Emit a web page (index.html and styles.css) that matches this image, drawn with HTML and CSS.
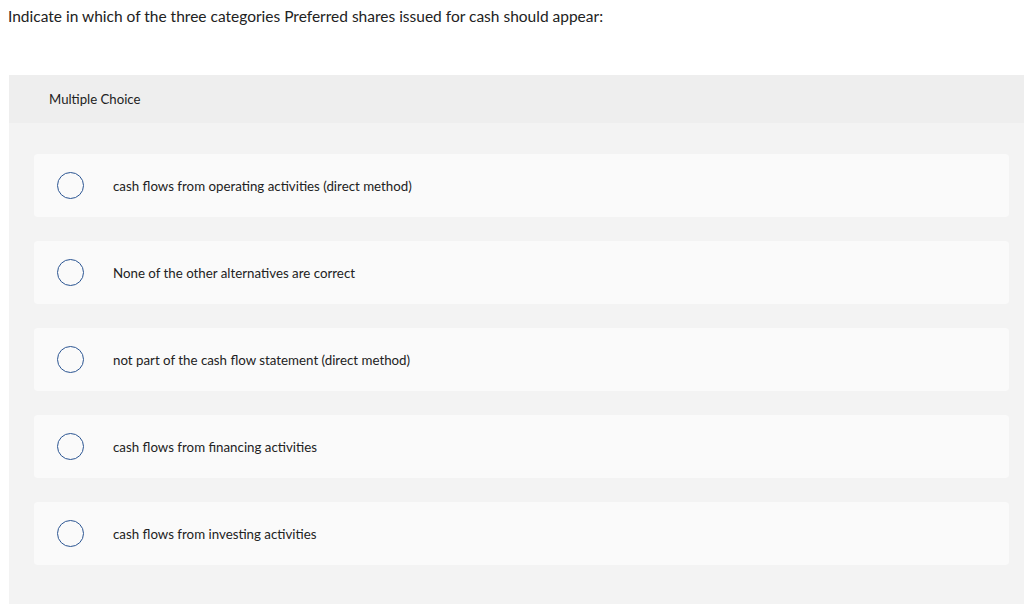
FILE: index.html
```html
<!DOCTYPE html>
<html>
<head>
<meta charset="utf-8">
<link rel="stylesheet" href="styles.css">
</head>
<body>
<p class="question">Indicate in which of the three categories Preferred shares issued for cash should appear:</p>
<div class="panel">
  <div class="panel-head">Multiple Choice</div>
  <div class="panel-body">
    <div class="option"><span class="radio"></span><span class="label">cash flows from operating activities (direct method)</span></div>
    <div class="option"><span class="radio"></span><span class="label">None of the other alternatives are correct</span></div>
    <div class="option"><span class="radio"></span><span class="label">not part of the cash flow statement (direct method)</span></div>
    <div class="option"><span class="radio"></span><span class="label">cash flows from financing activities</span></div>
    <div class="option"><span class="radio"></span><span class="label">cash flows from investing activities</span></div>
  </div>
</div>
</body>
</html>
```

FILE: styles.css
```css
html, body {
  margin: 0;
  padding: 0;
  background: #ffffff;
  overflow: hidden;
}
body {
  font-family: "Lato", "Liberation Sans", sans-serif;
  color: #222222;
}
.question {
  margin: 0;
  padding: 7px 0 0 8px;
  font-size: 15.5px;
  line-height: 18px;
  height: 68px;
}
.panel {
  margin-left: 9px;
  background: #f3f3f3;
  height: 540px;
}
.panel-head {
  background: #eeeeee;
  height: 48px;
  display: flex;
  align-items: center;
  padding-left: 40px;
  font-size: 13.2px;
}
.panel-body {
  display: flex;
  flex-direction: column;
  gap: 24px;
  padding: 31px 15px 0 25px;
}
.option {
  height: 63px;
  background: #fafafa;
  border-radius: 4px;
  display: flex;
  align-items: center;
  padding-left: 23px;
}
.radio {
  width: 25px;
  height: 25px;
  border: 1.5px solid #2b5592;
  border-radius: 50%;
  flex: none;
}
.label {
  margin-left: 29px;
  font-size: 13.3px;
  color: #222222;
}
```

...

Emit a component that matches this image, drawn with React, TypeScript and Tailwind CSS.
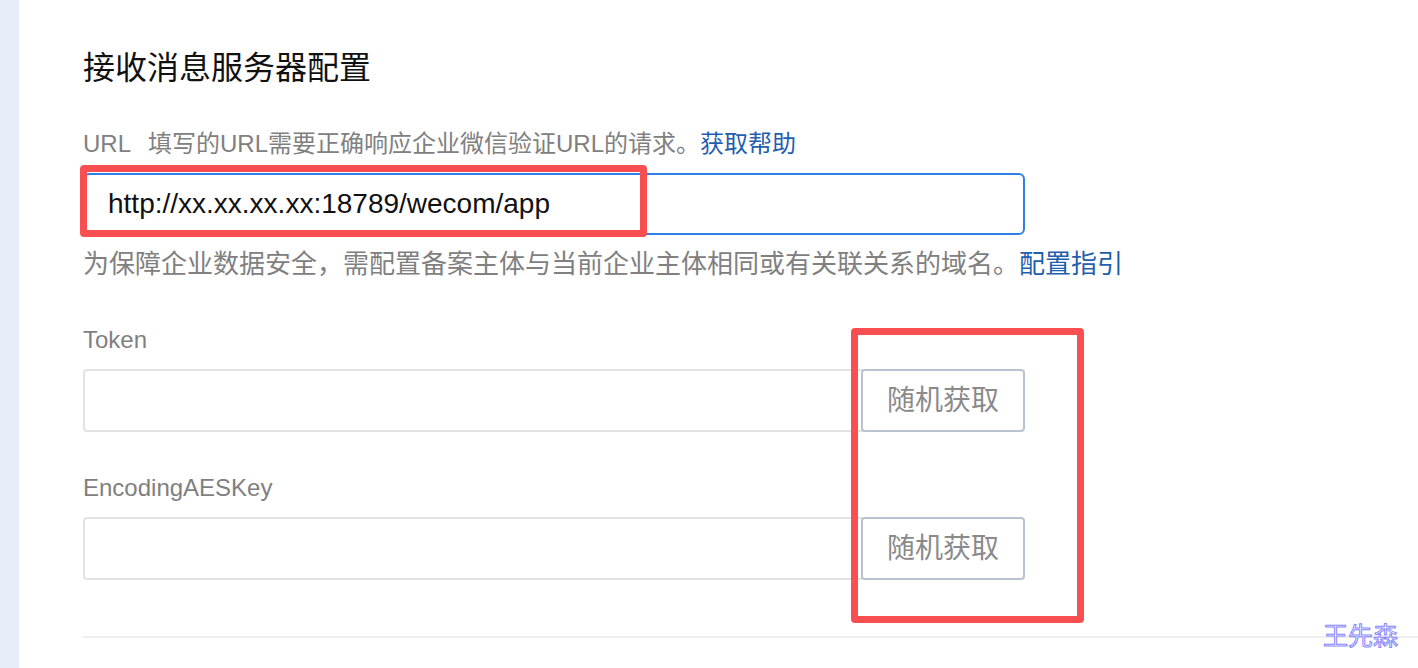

**Exercise goal**:
Report all lines of the material that contain the word "image".

**Finished exercise**:
Emit a web page (index.html and styles.css) that matches this image, drawn with HTML and CSS.
Emit a component that matches this image, drawn with React, TypeScript and Tailwind CSS.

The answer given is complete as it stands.